Even though the golf economy is out of its doldrums, ownership and management changes still happen. Try and keep an ear to the ground. Use the Golf Advisor "Follow this course" option for all your candidates and you'll be alerted the day a new review is posted. I also like to check golf course locations on Instagram and look for any recent postings from golfers.
Tee times right after an outing
One of the more regular complaints I see on Golf Advisor reviews is golfers who tee off in the afternoon after a tournament or outing and almost immediately run into backed up tee boxes. Again, the course representative on the phone should tell you that's the reason there are no morning times available, and you should try to tee off with a solid hour or more gap.

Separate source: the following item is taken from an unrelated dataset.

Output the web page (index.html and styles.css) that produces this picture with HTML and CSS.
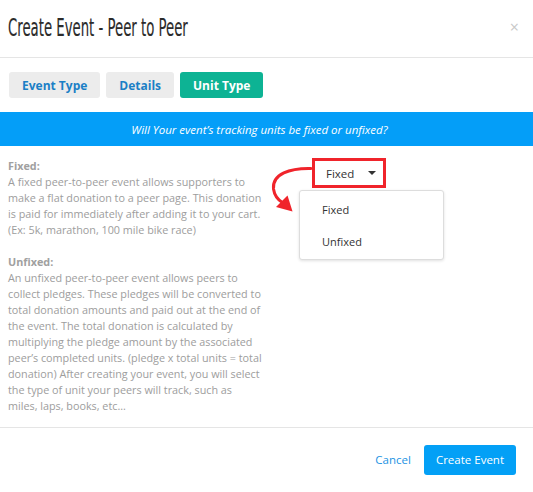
FILE: index.html
```html
<!DOCTYPE html>
<html>
<head>
<meta charset="utf-8">
<link rel="stylesheet" href="styles.css">
</head>
<body>
<div class="modal">
  <header class="modal-header">
    <h1 class="title"><span class="title-text">Create Event - Peer to Peer</span></h1>
    <span class="close">×</span>
  </header>
  <nav class="tabs">
    <span class="tab">Event Type</span>
    <span class="tab">Details</span>
    <span class="tab active">Unit Type</span>
  </nav>
  <div class="banner">Will Your event’s tracking units be fixed or unfixed?</div>
  <section class="content">
    <div class="info">
      <p><strong>Fixed:</strong><br>A fixed peer-to-peer event allows supporters to make a flat donation to a peer page. This donation is paid for immediately after adding it to your cart. (Ex: 5k, marathon, 100 mile bike race)</p>
      <p><strong>Unfixed:</strong><br>An unfixed peer-to-peer event allows peers to collect pledges. These pledges will be converted to total donation amounts and paid out at the end of the event. The total donation is calculated by multiplying the pledge amount by the associated peer’s completed units. (pledge x total units = total donation) After creating your event, you will select the type of unit your peers will track, such as miles, laps, books, etc...</p>
    </div>
    <div class="picker">
      <svg class="arrow" width="50" height="60" viewBox="265 160 50 60">
        <path d="M311 168.5 C 290 168, 272 174, 273.5 189 C 274.5 196, 278 200, 283 203" fill="none" stroke="#f0242b" stroke-width="3" stroke-linecap="round"/>
        <polygon points="276,207 292.5,211.5 287.5,195.5" fill="#f0242b"/>
      </svg>
      <div class="select-box">
        <span class="select-value">Fixed</span>
        <span class="caret"></span>
      </div>
      <ul class="menu">
        <li>Fixed</li>
        <li>Unfixed</li>
      </ul>
    </div>
  </section>
  <footer class="modal-footer">
    <span class="cancel">Cancel</span>
    <span class="btn-primary">Create Event</span>
  </footer>
</div>
</body>
</html>
```

FILE: styles.css
```css
* { box-sizing: border-box; }
html, body { margin: 0; padding: 0; background: #fff; }
body { font-family: "Open Sans", "Liberation Sans", sans-serif; color: #333; }

.modal { width: 533px; display: flex; flex-direction: column; }
.modal > * { flex-shrink: 0; }

.modal-header {
  height: 58px;
  border-bottom: 1px solid #e5e5e5;
  display: flex;
  align-items: center;
  justify-content: space-between;
  padding: 0 14px 0 8px;
}
.title {
  margin: 0;
  font-weight: normal;
  font-family: "Liberation Sans Narrow", "DejaVu Sans Condensed", "Liberation Sans", sans-serif;
  font-size: 25px;
  color: #2b2b2b;
  line-height: 1;
  padding-bottom: 2px;
}
.title-text { display: inline-block; transform: scaleX(0.59); transform-origin: left center; white-space: nowrap; -webkit-text-stroke: 0.15px #2b2b2b; }
.close { color: #c8c8c8; font-size: 16px; line-height: 1; margin-top: -4px; }

.tabs { display: flex; gap: 6px; padding: 14px 0 0 9px; }
.tab {
  height: 26px;
  padding: 0 13px;
  display: flex;
  align-items: center;
  background: #ececec;
  color: #1b7fc6;
  font-weight: 700;
  font-size: 12px;
  border-radius: 3px;
}
.tab.active { background: #0db394; color: #fff; padding: 0 13px; }

.banner {
  margin-top: 14px;
  height: 34px;
  background: #049ef8;
  color: #fff;
  font-style: italic;
  font-size: 11.5px;
  display: flex;
  align-items: center;
  justify-content: center;
  padding-right: 14px;
}

.content { height: 282px; display: flex; padding: 12px 0 0 8px; border-bottom: 1px solid #e5e5e5; }
.info { flex: 0 0 264px; width: 264px; padding-right: 10px; font-size: 10.8px; line-height: 16px; color: #9d9d9d; }
.info p { margin: 0 0 16px; }
.info strong { font-weight: 700; color: #a0a0a0; }

.picker { position: relative; flex: 1; }
.arrow { position: absolute; left: -7px; top: 2px; }
.select-box {
  position: absolute;
  left: 40px;
  top: 0;
  width: 74px;
  height: 30px;
  border: 3px solid #f0242b;
  display: flex;
  align-items: center;
  padding-left: 11px;
  font-size: 11.5px;
  color: #333;
}
.caret {
  margin-left: 14px;
  width: 0; height: 0;
  border-left: 4px solid transparent;
  border-right: 4px solid transparent;
  border-top: 4px solid #333;
}
.menu {
  position: absolute;
  left: 27px;
  top: 32px;
  width: 145px;
  margin: 0;
  padding: 2px 0;
  list-style: none;
  border: 1px solid #ddd;
  border-radius: 3px;
  box-shadow: 0 1px 3px rgba(0,0,0,0.12);
  background: #fff;
  font-size: 11px;
  color: #333;
}
.menu li { height: 32px; display: flex; align-items: center; padding-left: 22px; }

.modal-footer {
  height: 64px;
  display: flex;
  align-items: center;
  justify-content: flex-end;
  gap: 13px;
  padding: 0 17px 1px 0;
}
.cancel { color: #1c93e3; font-size: 11.5px; }
.btn-primary {
  height: 30px;
  padding: 0 12px;
  display: flex;
  align-items: center;
  background: #03a0f6;
  color: #fff;
  font-size: 11.5px;
  border-radius: 3px;
}
```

That said, don't necessarily let a corporate group taking over a golf resort steer you away. Often times, they are stuck in conference rooms and the golf course is wide open, and they usually go to banquet halls instead of the resort's restaurants. You may see a lot of suits and lanyards but the actual facilities you want may be wide open.
Islands during hurricane season
Maybe fatherhood is making me more cautious, but there have been some extraordinary hurricane seasons in recent years and it's enough for me to recommend using caution visiting the Caribbean in August and September when Atlantic Ocean and Gulf of Mexico storm activity is at its highest. The continuing tragedies in decimated Puerto Rico are certainly top of mind.
It's one thing to be stuck in Florida during a major weather event, but quite another to be on an island or in a foreign country. All-inclusive specials can be abundant to these destinations in the late-summertime for this very reason, but just remember why. Instead, late-summer trips to the Midwest or Pacific Northwest should be much safer. If you do plan on Caribbean travel in late summertime, do consider buying additional insurance.
Speaking of foreign travel, I know there have been a lot of federally-issued warnings about travel to Mexico lately. I went to Cabo and Riviera Maya last November and couldn't have felt safer.